I have been told not to change my grip, but it was not from anyone who really mattered.
I have seen footage of an old educational video of JO Waldner showing how he changes his grip for forehand and backhand. I think that trumps anything anyone else has told me. But, this is how it works for me. I remember when I used to skateboard and when you are doing it for a long time, you just adjust your feet to the right place for the next trick you are going to do. It happens naturally. You don't try and you don't really do it consciously. With table tennis, something similar happens to me. When I cock my wrist for my backhand, it changes the grip to a slightly different angle. This is forced by the wrist position, and it helps me get more spin on the shot as I close the face of my racket so I can spin over the ball. When I turn open for the forehand and my wrist takes my blade into position for the shot, my grip has to switch so I can get my blade face closed and my wrist back so that there is one line from my elbow, through my arm, to the tip of the blade. To get my wrist in that position I have to change the grip a little.

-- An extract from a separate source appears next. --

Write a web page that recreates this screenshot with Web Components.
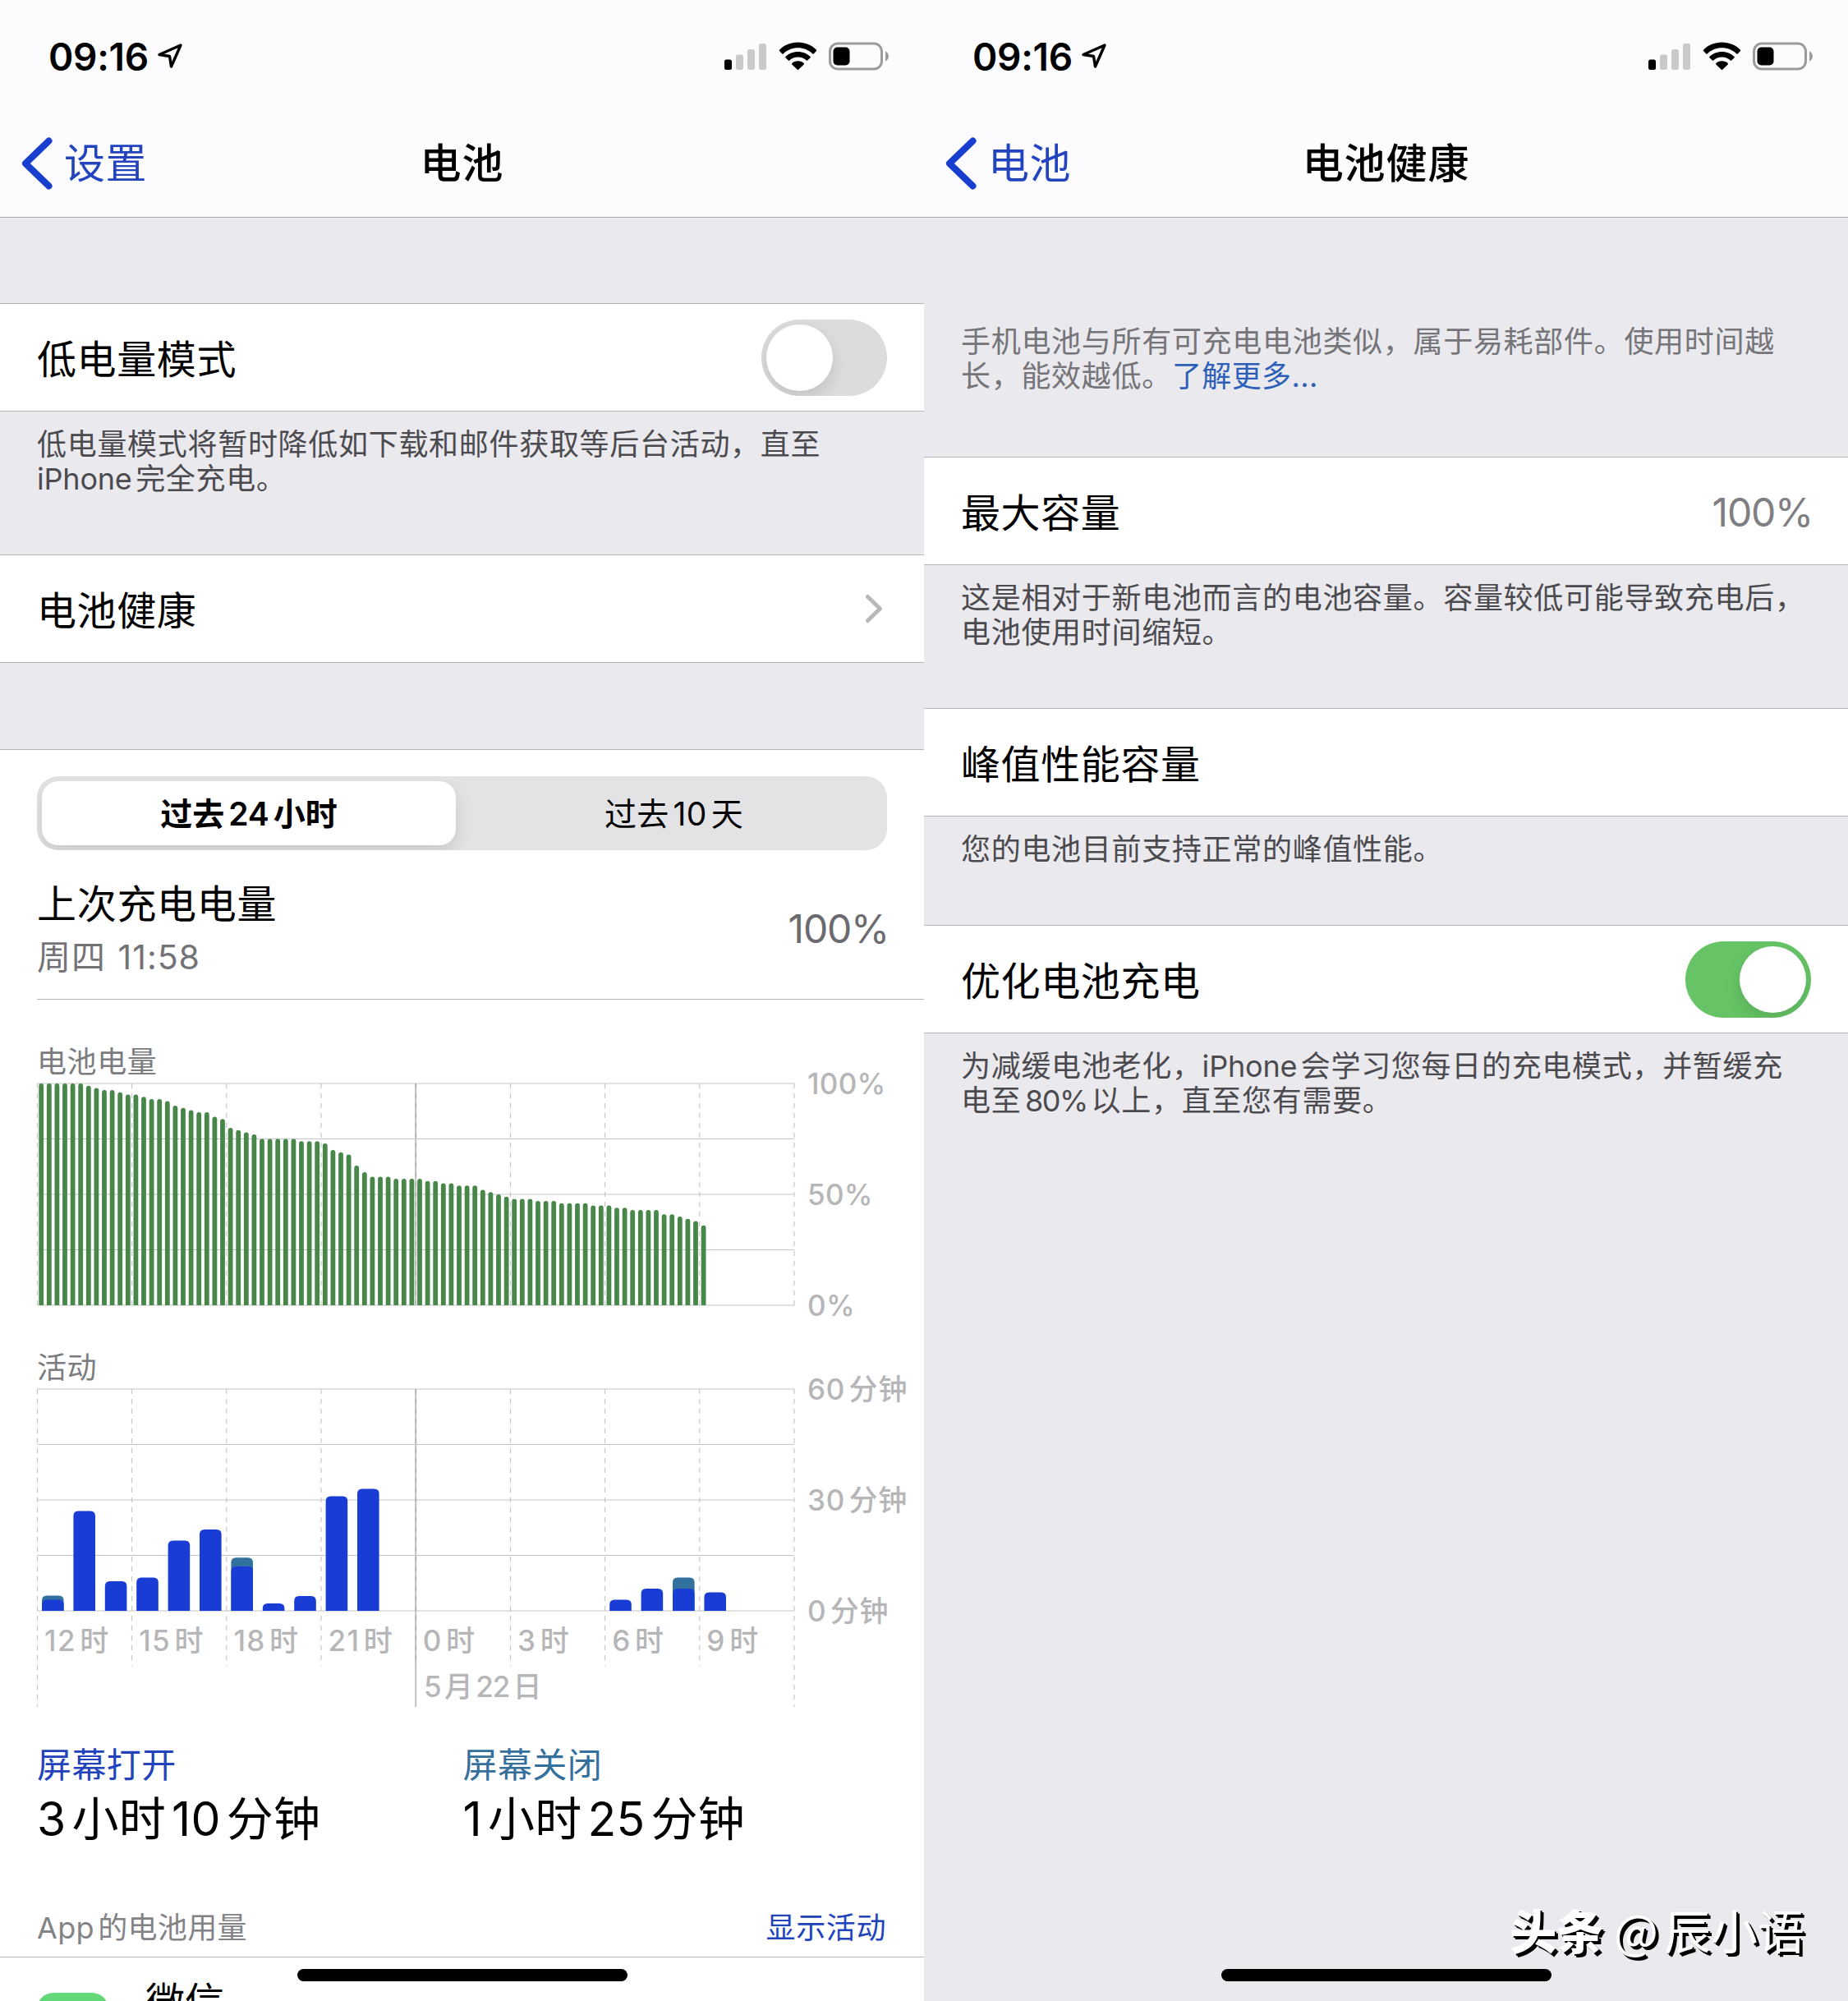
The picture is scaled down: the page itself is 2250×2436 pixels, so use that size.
<!DOCTYPE html>
<html lang="zh-CN">
<head>
<meta charset="utf-8">
<title>电池</title>
<style>
	body {
		margin: 0;
		display: flex;
		width: 2250px;
		height: 2436px;
		overflow: hidden;
		font-family: Inter, "Noto Sans CJK SC", sans-serif;
		text-autospace: normal;
		color: #000;
	}
</style>
</head>
<body>

<phone-screen>
	<status-bar time="09:16"></status-bar>
	<nav-bar back="设置" heading="电池"></nav-bar>
	<setting-row style="margin-top: 104px">低电量模式<toggle-switch slot="end"></toggle-switch></setting-row>
	<section-note style="height: 174px">低电量模式将暂时降低如下载和邮件获取等后台活动，直至<br><span>iPhone</span>完全充电。</section-note>
	<setting-row>电池健康<disclosure-arrow slot="end"></disclosure-arrow></setting-row>
	<usage-panel>
		<segmented-control>
			<span slot="active">过去24小时</span>
			<span>过去10天</span>
		</segmented-control>
		<last-charge when="周四 11:58" level="100%">上次充电电量</last-charge>
		<usage-chart type="level" heading="电池电量" labels="100%,50%,0%"></usage-chart>
		<usage-chart type="activity" heading="活动" labels="60分钟,30分钟,0分钟"
			hours="12时,15时,18时,21时,0时,3时,6时,9时" day="5月22日"></usage-chart>
		<screen-time>
			<time-total heading="屏幕打开" style="--accent: #2243bb">3小时10分钟</time-total>
			<time-total heading="屏幕关闭" style="--accent: #34709b">1小时25分钟</time-total>
		</screen-time>
		<app-usage heading="App的电池用量" action="显示活动">微信</app-usage>
	</usage-panel>
	<home-indicator></home-indicator>
</phone-screen>

<phone-screen>
	<status-bar time="09:16"></status-bar>
	<nav-bar back="电池" heading="电池健康"></nav-bar>
	<section-note style="height: 162px; margin-top: 129px; --pad: 1px; --note-color: #757479">手机电池与所有可充电电池类似，属于易耗部件。使用时间越<br>长，能效越低。<a>了解更多...</a></section-note>
	<setting-row>最大容量<span slot="end">100%</span></setting-row>
	<section-note style="height: 174px">这是相对于新电池而言的电池容量。容量较低可能导致充电后，电池使用时间缩短。</section-note>
	<setting-row>峰值性能容量</setting-row>
	<section-note style="height: 132px">您的电池目前支持正常的峰值性能。</section-note>
	<setting-row>优化电池充电<toggle-switch slot="end" on></toggle-switch></setting-row>
	<section-note>为减缓电池老化，<span>iPhone</span>会学习您每日的充电模式，并暂缓充<br>电至<span style="letter-spacing: -1.4px">80%</span>以上，直至您有需要。</section-note>
	<author-mark><b>头条</b> @辰小语</author-mark>
	<home-indicator></home-indicator>
</phone-screen>

<script>
const html = (strings, ...expressions) => {
	const template = document.createElement('template');
	template.innerHTML = strings.reduce(
		(result, string, index) => result + string + (expressions[index] ?? ''), ''
	);
	return template;
};

// Defines an element which only needs a template.
// Every [data-text] node is filled from the attribute it names.
const define = (name, template) => {
	customElements.define(name, class extends HTMLElement {
		constructor() {
			super();
			this.attachShadow({mode: 'open'}).appendChild(template.content.cloneNode(true));
		}

		connectedCallback() {
			this.shadowRoot.querySelectorAll('[data-text]').forEach((node) => {
				node.textContent = this.getAttribute(node.dataset.text);
			});
		}
	});
};

/**
 * Screen frame
 */

define('phone-screen', html`
<style>
	:host {
		position: relative;
		display: flex;
		flex-direction: column;
		flex: none;
		width: 1125px;
		height: 2436px;
		overflow: hidden;
		background: #eae9ee;
	}
</style>
<slot></slot>
`);

define('status-bar', html`
<style>
	:host {
		display: flex;
		align-items: center;
		justify-content: space-between;
		box-sizing: border-box;
		flex: none;
		height: 132px;
		padding: 6px 41px 0 59px;
		background: #fcfcfe;
	}
	div { display: flex; align-items: center; }
	.time {
		font-size: 46px;
		font-weight: 600;
		line-height: 60px;
		letter-spacing: -0.3px;
	}
	svg { display: block; margin-bottom: 2px; }
	.arrow { margin-left: 10px; }
</style>
<div>
	<span class="time" data-text="time"></span>
	<svg class="arrow" width="32" height="32" viewBox="0 0 32 32" fill="none" stroke="#000" stroke-width="3.4" stroke-linejoin="round">
		<path d="M29 3 L3 14.5 L15.5 16.5 L17.5 29 Z"/>
	</svg>
</div>
<svg width="202" height="36" viewBox="0 0 202 36">
	<rect x="0" y="22.500" width="9" height="12.500" rx="2.500"/>
	<g fill="#cacacc">
		<rect x="14" y="16.500" width="9" height="18.500" rx="2.500"/>
		<rect x="28" y="10" width="9" height="25" rx="2.500"/>
		<rect x="42" y="3" width="9" height="32" rx="2.500"/>
	</g>
	<path d="M89.500 1.500 C98.500 1.500 106.500 5 112 10.700 Q112.600 11.400 112 12.100 L108.700 15.400 Q108 16 107.300 15.400 C102.500 10.900 96.300 8.300 89.500 8.300 C82.700 8.300 76.500 10.900 71.700 15.400 Q71 16 70.300 15.400 L67 12.100 Q66.400 11.400 67 10.700 C72.500 5 80.500 1.500 89.500 1.500 Z"/>
	<path d="M89.500 12.900 C95.500 12.900 100.800 15.200 104.600 18.900 Q105.200 19.600 104.600 20.300 L101.200 23.600 Q100.500 24.200 99.800 23.600 C97 21.100 93.500 19.600 89.500 19.600 C85.500 19.600 82 21.100 79.200 23.600 Q78.500 24.200 77.800 23.600 L74.400 20.300 Q73.800 19.600 74.400 18.900 C78.200 15.200 83.500 12.900 89.500 12.900 Z"/>
	<path d="M89.500 24.300 C92.400 24.300 95 25.400 96.700 27 Q97.300 27.700 96.700 28.400 L90.200 34.700 Q89.500 35.300 88.800 34.700 L82.300 28.400 Q81.700 27.700 82.300 27 C84 25.400 86.600 24.300 89.500 24.300 Z"/>
	<rect x="128.500" y="3" width="63" height="31" rx="9.500" fill="none" stroke="#9b9b9d" stroke-width="3"/>
	<rect x="132.500" y="7.500" width="20" height="22" rx="5"/>
	<path d="M196 12.500 C201.300 14.500 201.300 22.500 196 24.500 Z" fill="#9b9b9d"/>
</svg>
`);

define('nav-bar', html`
<style>
	:host {
		display: grid;
		grid-template-columns: 1fr auto 1fr;
		align-items: center;
		flex: none;
		height: 132px;
		border-bottom: 1px solid #a9a9ad;
		background: #fcfcfe;
		font-size: 50px;
		line-height: 70px;
		letter-spacing: 0.4px;
	}
	.back {
		display: flex;
		align-items: center;
		color: #2244bf;
	}
	svg { margin: 1px 13px 0 26px; }
	span, b { padding-top: 2px; }
	b { font-weight: 500; letter-spacing: 0.9px; }
</style>
<div class="back">
	<svg width="39" height="64" viewBox="0 0 39 64" fill="none" stroke="#183ed0" stroke-width="8" stroke-linecap="round" stroke-linejoin="round">
		<path d="M33.500 4.500 L5 32 L33.500 59.500"/>
	</svg>
	<span data-text="back"></span>
</div>
<b data-text="heading"></b>
`);

define('home-indicator', html`
<style>
	:host {
		position: absolute;
		left: 361.5px;
		bottom: 24px;
		width: 402px;
		height: 15px;
		border-radius: 7.5px;
		background: #000;
	}
</style>
`);

define('author-mark', html`
<style>
	:host {
		position: absolute;
		right: 53px;
		bottom: 48px;
		font-family: "Noto Sans CJK SC", sans-serif;
		font-size: 57px;
		line-height: 80px;
		color: #fff;
		text-shadow: 2px 2px 0 #000, 4px 4px 0 #000;
		white-space: nowrap;
	}
	::slotted(b) { font-weight: 900; }
</style>
<slot></slot>
`);

/**
 * List parts
 */

define('setting-row', html`
<style>
	:host {
		display: flex;
		align-items: center;
		justify-content: space-between;
		box-sizing: border-box;
		flex: none;
		height: 132px;
		padding: 0 45px;
		border: solid #b5b5b9;
		border-width: 1px 0;
		background: #fff;
		font-size: 48px;
		line-height: 60px;
		letter-spacing: 0.6px;
	}
	.label { padding-top: 6px; }
	::slotted(span) {
		margin-right: -2px;
		padding-top: 4px;
		color: #7f7f83;
		letter-spacing: -1.2px;
	}
</style>
<div class="label"><slot></slot></div>
<slot name="end"></slot>
`);

define('section-note', html`
<style>
	:host {
		display: block;
		box-sizing: border-box;
		flex: none;
		padding: var(--pad, 19px) 44px 0 45px;
		font-size: 36px;
		line-height: 42.3px;
		letter-spacing: 0.7px;
		color: var(--note-color, #4b4a4f);
	}
	::slotted(span) { letter-spacing: -0.2px; }
	::slotted(a) { color: #2d5fb8; letter-spacing: 0.4px; text-autospace: no-autospace; }
</style>
<slot></slot>
`);

define('toggle-switch', html`
<style>
	:host {
		display: flex;
		box-sizing: border-box;
		width: 153px;
		height: 93px;
		margin-top: 1px;
		padding: 6px;
		border-radius: 47px;
		background: #dcdcde;
		overflow: hidden;
	}
	:host([on]) {
		justify-content: flex-end;
		background: #66c466;
	}
	i {
		width: 81px;
		height: 81px;
		border-radius: 50%;
		background: #fff;
		box-shadow: 0 8px 20px rgba(0, 0, 0, 0.12);
	}
</style>
<i></i>
`);

define('disclosure-arrow', html`
<style>
	:host { display: block; margin-right: 5px; }
	svg { display: block; }
</style>
<svg width="22" height="36" viewBox="0 0 22 36" fill="none" stroke="#b9b9bb" stroke-width="5" stroke-linecap="round" stroke-linejoin="round">
	<path d="M3.500 3.500 L18.500 18 L3.500 32.500"/>
</svg>
`);

/**
 * Usage panel
 */

define('usage-panel', html`
<style>
	:host {
		display: flex;
		flex-direction: column;
		flex: none;
		margin-top: 105px;
		padding-top: 32px;
		border-top: 1px solid #b5b5b9;
		background: #fff;
	}
</style>
<slot></slot>
`);

define('segmented-control', html`
<style>
	:host {
		display: flex;
		flex: none;
		box-sizing: border-box;
		height: 90px;
		margin: 0 45px;
		padding: 6px;
		border-radius: 26px;
		background: #e3e3e5;
		font-size: 39px;
		line-height: 79px;
		letter-spacing: 0.4px;
		text-align: center;
		overflow: hidden;
	}
	.active {
		width: 504px;
		border-radius: 20px;
		background: #fff;
		font-weight: 600;
		letter-spacing: 0;
		box-shadow: 0 8px 20px rgba(0, 0, 0, 0.12);
	}
	.other { flex: 1; padding-left: 12px; }
</style>
<div class="active"><slot name="active"></slot></div>
<div class="other"><slot></slot></div>
`);

define('last-charge', html`
<style>
	:host {
		display: flex;
		align-items: center;
		justify-content: space-between;
		box-sizing: border-box;
		flex: none;
		height: 182px;
		margin-left: 45px;
		padding: 15px 43px 0 0;
		border-bottom: 1px solid #b5b5b9;
		font-size: 48px;
		line-height: 64px;
		letter-spacing: 0.7px;
	}
	.when { font-size: 41px; color: #737377; letter-spacing: 1px; word-spacing: 2px; }
	.level { padding-bottom: 4px; color: #6b6b6f; letter-spacing: -1.2px; }
</style>
<div>
	<div><slot></slot></div>
	<div class="when" data-text="when"></div>
</div>
<div class="level" data-text="level"></div>
`);

define('screen-time', html`
<style>
	:host {
		display: grid;
		grid-template-columns: 1fr 1fr;
		flex: none;
		margin: 44px 43px 0 45px;
	}
</style>
<slot></slot>
`);

define('time-total', html`
<style>
	:host { display: block; font-size: 57px; line-height: 72px; letter-spacing: 0.2px; }
	.heading { font-size: 42px; line-height: 60px; letter-spacing: 0.4px; color: var(--accent); }
</style>
<div class="heading" data-text="heading"></div>
<slot></slot>
`);

define('app-usage', html`
<style>
	:host { display: block; }
	.head {
		display: flex;
		justify-content: space-between;
		padding: 74px 46px 13px 45px;
		border-bottom: 1px solid #b5b5b9;
		font-size: 36px;
		line-height: 44px;
		letter-spacing: 0.3px;
		color: #838387;
	}
	.action { color: #2244bb; letter-spacing: 0.6px; }
	.app {
		display: flex;
		gap: 45px;
		padding: 24px 45px 0;
		font-size: 48px;
		line-height: 60px;
	}
	i {
		width: 87px;
		height: 87px;
		margin-top: 19px;
		border-radius: 20px;
		background: linear-gradient(#67d97b, #3fc659);
	}
</style>
<div class="head"><span data-text="heading"></span><span class="action" data-text="action"></span></div>
<div class="app"><i></i><slot></slot></div>
`);

/**
 * UsageChart
 */

// Battery level in percent, one sample each 15 minutes.
const levels = [
	100, 100, 100, 100, 100, 100, 99, 98, 97, 97, 96, 95, 95, 94, 93, 93, 92,
	90, 89, 88, 87, 87, 85, 84, 80, 79, 78, 77, 75, 75, 75, 75, 75, 74, 74, 74,
	73, 70, 69, 68, 63, 60, 58, 58, 58, 57, 57, 57, 57, 56, 56, 55, 55, 54, 54,
	54, 52, 51, 50, 49, 48, 48, 48, 47, 47, 47, 46, 46, 46, 46, 45, 45, 45, 44,
	44, 43, 43, 43, 43, 41, 41, 40, 39, 38, 36
];

// [hour index, minutes with the screen on, total minutes]
const activity = [
	[0, 3, 4.1], [1, 27], [2, 8], [3, 9], [4, 19], [5, 22], [6, 12, 14.4],
	[7, 2], [8, 4], [9, 31], [10, 33], [18, 3], [19, 6], [20, 6, 9], [21, 5]
];

const usageChartTemplate = html`
<style>
	:host { display: block; flex: none; padding: 54px 0 0 45px; }
	.heading {
		font-size: 36px;
		line-height: 44px;
		letter-spacing: 0.6px;
		color: #7c7c80;
	}
	.plot { display: flex; height: 270px; margin-top: 4px; }
	svg { display: block; flex: none; width: 922px; height: 270px; overflow: visible; }
	.labels {
		display: flex;
		flex-direction: column;
		justify-content: space-between;
		margin: -22px 0 -22px 16px;
	}
	.labels, .hours, .day {
		font-size: 35px;
		font-weight: 500;
		line-height: 44px;
		letter-spacing: 0.8px;
		color: #b6b6b8;
		white-space: nowrap;
	}
	.hours {
		display: grid;
		grid-template-columns: repeat(8, 115.2px);
		padding: 14px 0 0 9px;
		letter-spacing: 1.4px;
	}
	.day { padding: 12px 0 0 471px; letter-spacing: -1.1px; }
	:host([type=level]) .labels { letter-spacing: 0.3px; }
	:host([type=level]) .hours, :host([type=level]) .day { display: none; }
</style>
<div class="heading"></div>
<div class="plot"><svg></svg><div class="labels"></div></div>
<div class="hours"></div>
<div class="day"></div>
`;

class UsageChart extends HTMLElement {
	constructor() {
		super();
		this.attachShadow({mode: 'open'}).appendChild(
			usageChartTemplate.content.cloneNode(true)
		);
	}

	static get height() {
		return 270;
	}

	static get left() {
		return 0.4;
	}

	// Width of three hours.
	static get step() {
		return 115.2;
	}

	connectedCallback() {
		const {shadowRoot} = this;
		const find = (selector) => shadowRoot.querySelector(selector);

		find('.heading').textContent = this.getAttribute('heading');
		find('.day').textContent = this.getAttribute('day');
		this.fill(find('.labels'), 'labels');
		this.fill(find('.hours'), 'hours');
		find('svg').innerHTML = this.grid + (this.isLevel ? this.levelBars : this.activityBars);
	}

	fill(parent, name) {
		for (const text of (this.getAttribute(name) || '').split(',')) {
			const span = document.createElement('span');
			span.textContent = text;
			parent.appendChild(span);
		}
	}

	get isLevel() {
		return this.getAttribute('type') === 'level';
	}

	get grid() {
		const {height, left, step} = UsageChart;
		let lines = '';

		for (let i = 0; i <= 4; i++) {
			const y = i * height / 4;
			lines += `<path d="M${left} ${y} H${left + step * 8}" stroke="#c4c4c6"/>`;
		}
		for (let i = 0; i <= 8; i++) {
			const x = left + step * i;
			let bottom = height;
			if (!this.isLevel) bottom = i % 4 ? 337 : 387;
			// Midnight has a solid line under the dashes.
			if (i === 4) lines += `<path d="M${x} 0 V${bottom}" stroke="#c2c2c4" stroke-width="2"/>`;
			lines += `<path d="M${x} 0 V${i === 4 ? Math.min(bottom, 337) : bottom}" stroke="${i === 4 ? '#a4a4a6' : '#bfbfc1'}" stroke-dasharray="6 6"/>`;
		}
		return `<g fill="none">${lines}</g>`;
	}

	bar(center, width, barHeight, radius, fill) {
		const {height} = UsageChart;
		const r = Math.min(radius, barHeight);
		return `<path fill="${fill}" d="M${center - width / 2} ${height} v${r - barHeight}
			q0 ${-r} ${r} ${-r} h${width - r * 2} q${r} 0 ${r} ${r} V${height} Z"/>`;
	}

	get levelBars() {
		const {height, left, step} = UsageChart;
		return levels.map((level, index) =>
			this.bar(left + step / 12 * (index + 0.5), 5.8, level * height / 100, 2.9, '#48874a')
		).join('');
	}

	get activityBars() {
		const {height, left, step} = UsageChart;
		return activity.map(([hour, on, total = on]) => {
			const center = left + step / 3 * (hour + 0.5) - 0.3;
			const back = total > on ? this.bar(center, 26.6, total * height / 60, 6, '#32709f') : '';
			return back + this.bar(center, 26.6, on * height / 60, 6, '#193dd4');
		}).join('');
	}
}

customElements.define('usage-chart', UsageChart);
</script>
</body>
</html>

To use anatomical terms, for the backhand my wrist is deeply flexed and moderately adducted and for the forehand my wrist is deeply abducted (the opposite of adducted) and can be flexed, neutral or extended, depending on what spin I want to put on the ball (side spin, no side spin, inside out sidespin) or if I want to use the wrist snap more to put more pace on the ball. I am not thinking about this when I do it. It just happens naturally. But, that is an analytical analysis of what happens.
So I would not stop it from shifting, but let your body tell you how to switch it rather than trying to do it as an intellectual process. At least, that is how I feel about it.